A couple of months ago we spent a week in Copacabana, a picturesque town housed on the Bolivian shores of Lake Titicaca. Most people probably don’t stay that long, as it’s used as a stopping off point to and from Peru, but we loved our time there and didn’t want to leave.
Copacabana isn’t as well known as its Brazilian rival but it’s just as charming. Many of the buildings in the town offer beautiful views of the lake, like our hostel La Cupula, and it’s a peaceful village to spend some time.
The scenery all around Copacabana is breath-takingly beautiful with its rolling hills, quaint tiny villages and dusty roads. The best way to explore these places is on foot, so I thought I’d give a rundown of the top five hikes we did around Copacabana.
5 hikes in Copacabana, Bolivia (and surrounding area)
Stations of the cross walk (Cerro Calvario)
This is a great hike to do when you first arrive in Copacabana as it’ll help you to get your bearings over the whole city.
Located at the northern end of the town, the trail to the summit begins near the red chapel at the end of Calle Destacamento 211 and it takes around 35 minutes to hike. Just keep in mind that Copacabana is at very high altitude so you’ll get out of breath quite quickly.
The top of the hill features the 14 stations of the cross and many locals come here to make offerings and pray. It’s the perfect spot to watch the sunset over the lake.

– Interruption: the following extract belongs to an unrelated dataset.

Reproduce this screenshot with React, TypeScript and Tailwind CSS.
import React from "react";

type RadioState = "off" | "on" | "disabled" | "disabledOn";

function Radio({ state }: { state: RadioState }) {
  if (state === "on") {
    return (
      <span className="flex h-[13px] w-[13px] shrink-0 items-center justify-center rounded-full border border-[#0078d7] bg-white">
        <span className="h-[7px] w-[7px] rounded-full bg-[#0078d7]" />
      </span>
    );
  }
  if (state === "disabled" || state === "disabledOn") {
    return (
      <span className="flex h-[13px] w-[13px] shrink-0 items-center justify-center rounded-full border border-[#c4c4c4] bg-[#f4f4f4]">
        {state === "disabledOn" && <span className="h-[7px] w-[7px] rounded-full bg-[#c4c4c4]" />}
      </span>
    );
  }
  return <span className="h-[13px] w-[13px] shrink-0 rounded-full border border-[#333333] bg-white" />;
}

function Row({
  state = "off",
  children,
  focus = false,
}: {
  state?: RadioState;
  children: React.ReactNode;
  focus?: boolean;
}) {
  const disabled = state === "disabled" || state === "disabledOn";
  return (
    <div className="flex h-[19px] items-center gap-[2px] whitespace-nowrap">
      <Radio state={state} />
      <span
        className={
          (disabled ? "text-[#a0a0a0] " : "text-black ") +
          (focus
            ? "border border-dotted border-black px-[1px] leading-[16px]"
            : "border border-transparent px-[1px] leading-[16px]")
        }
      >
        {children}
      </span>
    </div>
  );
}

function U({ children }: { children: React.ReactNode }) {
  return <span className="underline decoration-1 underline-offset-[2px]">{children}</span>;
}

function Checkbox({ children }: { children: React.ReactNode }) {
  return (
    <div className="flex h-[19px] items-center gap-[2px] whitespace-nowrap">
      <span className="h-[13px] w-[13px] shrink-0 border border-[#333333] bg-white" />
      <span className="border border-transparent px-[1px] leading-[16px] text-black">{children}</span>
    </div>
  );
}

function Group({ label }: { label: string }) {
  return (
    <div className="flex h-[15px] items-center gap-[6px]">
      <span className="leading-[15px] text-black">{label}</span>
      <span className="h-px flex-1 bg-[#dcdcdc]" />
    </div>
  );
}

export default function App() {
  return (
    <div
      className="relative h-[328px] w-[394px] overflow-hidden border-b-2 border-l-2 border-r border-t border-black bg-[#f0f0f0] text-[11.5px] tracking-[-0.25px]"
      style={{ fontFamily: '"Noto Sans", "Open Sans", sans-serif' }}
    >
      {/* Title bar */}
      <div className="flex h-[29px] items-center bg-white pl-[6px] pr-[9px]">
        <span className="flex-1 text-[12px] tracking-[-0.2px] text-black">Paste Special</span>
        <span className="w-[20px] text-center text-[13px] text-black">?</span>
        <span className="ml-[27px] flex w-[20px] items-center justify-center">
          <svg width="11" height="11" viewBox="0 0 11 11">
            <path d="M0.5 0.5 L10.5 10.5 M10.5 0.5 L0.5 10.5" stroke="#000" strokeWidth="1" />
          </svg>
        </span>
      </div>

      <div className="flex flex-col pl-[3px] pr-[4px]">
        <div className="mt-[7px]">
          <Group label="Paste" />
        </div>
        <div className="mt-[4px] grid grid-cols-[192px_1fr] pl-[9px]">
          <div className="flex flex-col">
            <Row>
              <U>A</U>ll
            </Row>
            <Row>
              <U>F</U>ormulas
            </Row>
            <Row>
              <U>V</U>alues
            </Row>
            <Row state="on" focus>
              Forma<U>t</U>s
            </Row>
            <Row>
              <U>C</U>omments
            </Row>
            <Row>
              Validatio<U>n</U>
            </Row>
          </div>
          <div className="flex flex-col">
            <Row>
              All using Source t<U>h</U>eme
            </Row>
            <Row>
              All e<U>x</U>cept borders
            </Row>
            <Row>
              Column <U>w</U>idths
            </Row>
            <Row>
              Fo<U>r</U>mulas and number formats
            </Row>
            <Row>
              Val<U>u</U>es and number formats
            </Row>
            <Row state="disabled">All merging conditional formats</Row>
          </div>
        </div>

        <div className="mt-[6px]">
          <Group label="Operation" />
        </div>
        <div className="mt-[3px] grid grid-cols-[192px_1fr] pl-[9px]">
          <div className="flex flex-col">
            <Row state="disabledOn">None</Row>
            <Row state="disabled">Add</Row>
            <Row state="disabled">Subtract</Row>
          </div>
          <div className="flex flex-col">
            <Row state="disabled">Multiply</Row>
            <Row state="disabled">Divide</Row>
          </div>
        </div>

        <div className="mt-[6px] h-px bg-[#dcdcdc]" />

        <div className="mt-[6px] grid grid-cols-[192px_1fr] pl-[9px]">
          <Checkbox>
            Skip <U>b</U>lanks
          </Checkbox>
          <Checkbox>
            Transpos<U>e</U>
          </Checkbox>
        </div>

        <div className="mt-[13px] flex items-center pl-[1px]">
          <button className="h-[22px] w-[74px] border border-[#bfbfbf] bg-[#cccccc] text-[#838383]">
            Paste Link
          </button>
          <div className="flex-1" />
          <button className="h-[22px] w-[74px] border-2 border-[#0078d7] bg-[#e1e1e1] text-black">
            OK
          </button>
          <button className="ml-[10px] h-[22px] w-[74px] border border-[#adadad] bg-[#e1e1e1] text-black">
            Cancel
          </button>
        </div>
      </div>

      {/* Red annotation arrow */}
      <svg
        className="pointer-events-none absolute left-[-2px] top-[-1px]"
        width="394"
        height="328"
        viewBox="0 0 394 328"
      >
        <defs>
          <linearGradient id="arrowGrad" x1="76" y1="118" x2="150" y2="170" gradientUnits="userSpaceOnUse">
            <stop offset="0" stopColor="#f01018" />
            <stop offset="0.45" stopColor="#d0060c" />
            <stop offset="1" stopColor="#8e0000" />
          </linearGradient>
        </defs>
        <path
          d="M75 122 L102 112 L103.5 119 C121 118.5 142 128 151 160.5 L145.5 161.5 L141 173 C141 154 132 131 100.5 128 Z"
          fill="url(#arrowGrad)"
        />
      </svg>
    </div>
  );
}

On Good Friday this is a busy hike with thousands of pilgrams making the journey on foot from La Paz to Cerro Calvario. And at a total distance of 158km, this is quite impressive!
Distance: Around 1km
Climb to the top of La Horca del Inca
Located on the opposite side of town in the south, La Horca del Inca is located on top of another hill that’s a steep and rocky ascent that’ll take around 45 minutes to get to the very top. (We went past La Horca del Inca for a better view of Copacabana and Lake Titicaca.)

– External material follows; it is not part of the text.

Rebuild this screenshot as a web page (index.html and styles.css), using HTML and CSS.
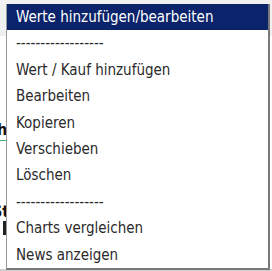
FILE: index.html
```html
<!DOCTYPE html>
<html>
<head>
<meta charset="utf-8">
<link rel="stylesheet" href="styles.css">
</head>
<body>
<div class="page">
  <div class="bg-top"></div>
  <div class="bg-row">
    <span class="bg-h">h</span>
  </div>
  <div class="bg-green"></div>
  <div class="bg-row2"><span class="bg-st">St</span></div>
  <div class="bg-bar"></div>
  <div class="bg-bottom"></div>
  <div class="bracket"></div>

  <ul class="menu">
    <li class="item selected">Werte hinzufügen/bearbeiten</li>
    <li class="item">------------------</li>
    <li class="item">Wert / Kauf hinzufügen</li>
    <li class="item">Bearbeiten</li>
    <li class="item">Kopieren</li>
    <li class="item">Verschieben</li>
    <li class="item">Löschen</li>
    <li class="item">------------------</li>
    <li class="item">Charts vergleichen</li>
    <li class="item">News anzeigen</li>
  </ul>
</div>
</body>
</html>
```

FILE: styles.css
```css
html, body {
  margin: 0;
  padding: 0;
  background: #ffffff;
}
.page {
  position: relative;
  width: 272px;
  height: 271px;
  overflow: hidden;
  font-family: "DejaVu Sans Condensed", "DejaVu Sans", sans-serif;
}
.bg-top {
  height: 36px;
  background: #f0f0f0;
}
.bg-row {
  height: 104px;
  display: flex;
  align-items: flex-end;
}
.bg-h {
  font-weight: bold;
  font-size: 16px;
  color: #111;
  margin-left: -3px;
  line-height: 20px;
}
.bg-green {
  height: 1px;
  background: #3cb371;
  width: 10px;
}
.bg-row2 {
  height: 80px;
  display: flex;
  align-items: flex-end;
}
.bg-st {
  font-weight: bold;
  font-size: 16px;
  color: #111;
  margin-left: -8px;
}
.bg-bar {
  width: 6px;
  height: 14px;
  margin-left: 3px;
  background: #222;
}
.bg-bottom {
  position: absolute;
  left: 0;
  right: 0;
  bottom: 0;
  height: 2px;
  background: #cfcfcf;
}
.bracket {
  position: absolute;
  left: 268px;
  top: 126px;
  width: 2px;
  height: 14px;
  background: #5a7ca8;
  border-top: 1px solid #222;
  border-bottom: 1px solid #222;
}
.menu {
  position: absolute;
  left: 6px;
  top: 4px;
  width: 261px;
  margin: 0;
  padding: 0;
  list-style: none;
  background: #ffffff;
  border-left: 1px solid #9a9a9a;
  border-right: 2px solid #7a7a7a;
  border-bottom: 2px solid #7a7a7a;
}
.item {
  height: 26.4px;
  line-height: 26.4px;
  padding-left: 9px;
  font-size: 15px;
  color: #2a2a2a;
  white-space: nowrap;
}
.item.selected {
  background: #0a236a;
  color: #ffffff;
}
```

You have to pay about US$1 to hike this path – children will normally ask for your money when you begin the hike.
When you reach the main summit, you’ll see the Horca del Inca which is actually a pre-Incan gate built by the Chiripa culture in the 1300s as an astronomical observatory. Unfortunately many vandals have covered the area in graffitti which destroys its beauty somewhat.
Distance: About 1.5km
Difficulty: Moderate / difficult
Hike on Isla del Sol
We’ve written about the hike on Isla del Sol previously but I thought I’d put it in here because it’s well worth doing. We spent a day hiking around the island and it’s one of the most tranquil places I’ve ever been thanks to the fact that cars aren’t allowed on the island.
It’s almost like stepping back in time. Some stretches of the hike are uphill but mostly it’s quite flat.
Distance: Roughly 18km
A day hike to Yampupata village
This was probably my favourite hike of them all, as we were the only ones who seemed to be doing it. It takes around five to six hours (one way) to hike from Copacabana to Yampupata at the end of the spit of land. From here you can take in the view over Lake Titicaca to Isla del Sol.
We had a companion for the whole journey – a stray dog we called Henry. He was adorable and when we jumped in a bus to take us back to Copacabana at the end of the hike he jumped in with us! It was heartbreaking to leave him behind. Strangely enough, two days later when we were on Isla del Sol he bounded up to us, greeting us excitedly. He’d been washed and we had no idea how he’d got to the island – we were glad he was ok though!
Anyway, we loved this hike as it takes you through a number of small villages and farming fields, so it’s a great way to get a true sense of how the locals live. Some of it is on a dusty footpath and other parts are on a road, but since there’s hardly any traffic this isn’t a problem.
Just take the road north out of town and follow it along the lake. It’s quite an easy path to find.
Run along the foreshore of Lake Titicaca
We were trying to improve our fitness in Lake Titicaca and so each morning we’d go for a run along the foreshore. The part of Lake Titicaca that’s directly in front of the town is quite disgusting and littered with rubbish but as soon as you’re out of town on the road heading south then it’s cleaner.
It’s quite a pretty run on a dusty road lined with eucalyptus trees and it gives you a vista of the lake as you jog.
Do you have any other hikes or tips to add for Copacabana in Bolivia?